— Start of Collected data —

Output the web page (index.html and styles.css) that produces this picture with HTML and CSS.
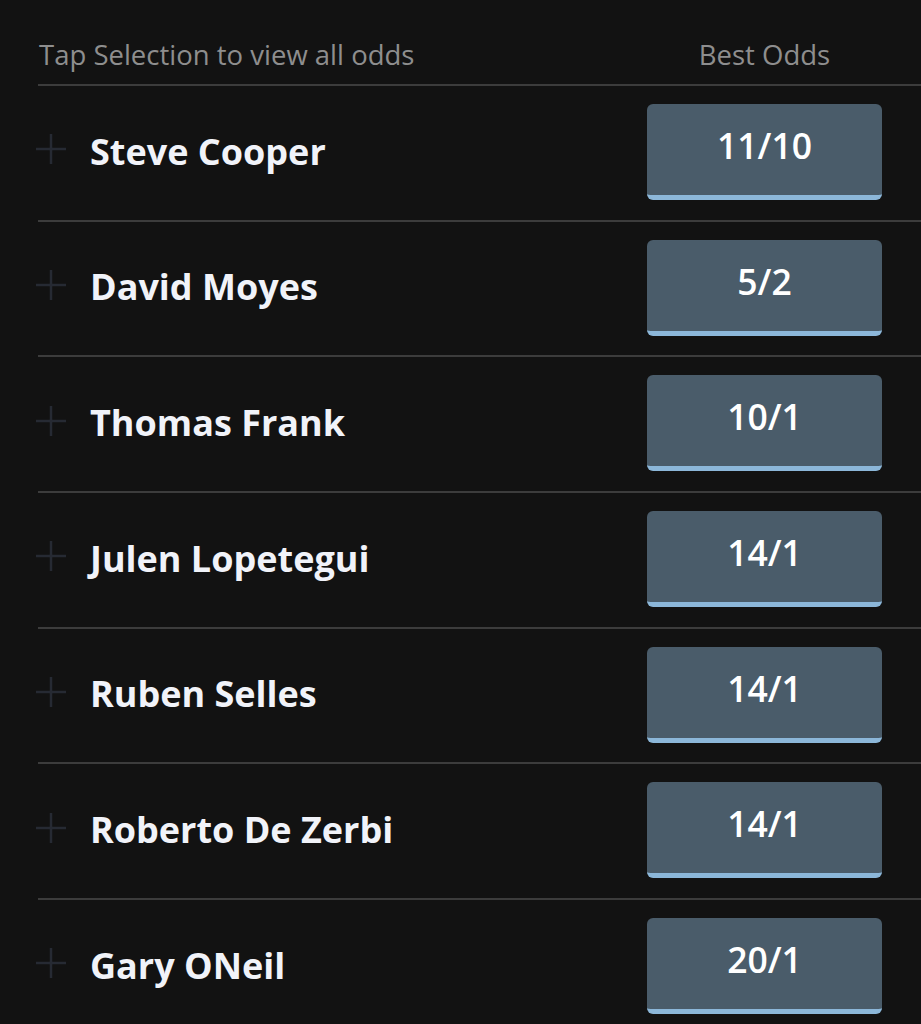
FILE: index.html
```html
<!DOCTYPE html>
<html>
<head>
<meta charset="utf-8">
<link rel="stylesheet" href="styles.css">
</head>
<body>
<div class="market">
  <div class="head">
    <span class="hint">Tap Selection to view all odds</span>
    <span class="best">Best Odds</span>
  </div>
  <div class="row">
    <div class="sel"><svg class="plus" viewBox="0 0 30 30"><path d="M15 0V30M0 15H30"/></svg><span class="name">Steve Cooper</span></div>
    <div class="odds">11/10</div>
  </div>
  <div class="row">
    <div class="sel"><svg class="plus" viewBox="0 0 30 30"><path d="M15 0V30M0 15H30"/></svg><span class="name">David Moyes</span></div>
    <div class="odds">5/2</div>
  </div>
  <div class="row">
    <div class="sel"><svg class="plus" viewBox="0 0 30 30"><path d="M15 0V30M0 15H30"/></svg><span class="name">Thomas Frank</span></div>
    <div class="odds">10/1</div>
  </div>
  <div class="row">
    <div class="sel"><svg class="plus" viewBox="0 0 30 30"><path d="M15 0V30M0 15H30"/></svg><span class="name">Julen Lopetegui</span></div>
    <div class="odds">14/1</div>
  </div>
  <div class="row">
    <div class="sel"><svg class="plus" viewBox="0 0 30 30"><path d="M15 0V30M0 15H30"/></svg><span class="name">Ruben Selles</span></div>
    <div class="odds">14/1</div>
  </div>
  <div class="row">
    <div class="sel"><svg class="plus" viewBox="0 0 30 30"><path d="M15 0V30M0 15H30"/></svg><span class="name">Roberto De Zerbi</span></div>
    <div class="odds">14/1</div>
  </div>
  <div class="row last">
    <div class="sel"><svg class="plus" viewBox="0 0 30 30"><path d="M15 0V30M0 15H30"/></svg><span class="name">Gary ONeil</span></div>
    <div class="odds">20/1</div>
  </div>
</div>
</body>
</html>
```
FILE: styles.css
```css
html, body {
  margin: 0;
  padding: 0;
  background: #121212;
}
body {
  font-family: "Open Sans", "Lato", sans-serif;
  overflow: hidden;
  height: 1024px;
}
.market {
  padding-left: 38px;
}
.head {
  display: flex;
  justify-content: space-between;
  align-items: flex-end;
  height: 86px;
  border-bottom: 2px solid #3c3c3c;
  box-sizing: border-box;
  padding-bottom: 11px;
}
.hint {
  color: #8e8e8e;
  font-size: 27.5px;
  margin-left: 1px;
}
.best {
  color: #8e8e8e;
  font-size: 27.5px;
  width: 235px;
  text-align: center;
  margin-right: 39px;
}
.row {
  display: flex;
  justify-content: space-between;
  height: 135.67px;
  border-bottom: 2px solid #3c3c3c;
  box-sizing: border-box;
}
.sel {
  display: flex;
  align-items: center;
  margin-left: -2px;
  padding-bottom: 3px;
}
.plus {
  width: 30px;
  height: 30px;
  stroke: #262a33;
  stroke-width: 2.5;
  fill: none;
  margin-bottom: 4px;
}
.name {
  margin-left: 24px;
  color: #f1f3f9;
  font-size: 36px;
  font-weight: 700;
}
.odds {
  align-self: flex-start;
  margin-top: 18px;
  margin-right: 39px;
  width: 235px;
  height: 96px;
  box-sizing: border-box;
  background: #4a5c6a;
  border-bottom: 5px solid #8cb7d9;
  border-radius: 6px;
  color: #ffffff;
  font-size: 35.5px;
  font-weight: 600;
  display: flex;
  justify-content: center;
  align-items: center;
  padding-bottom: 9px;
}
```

— End of Collected data —

> _Objective_:
Give the count of lines holding the word "styles", with no other words.

> _Correct result_:
3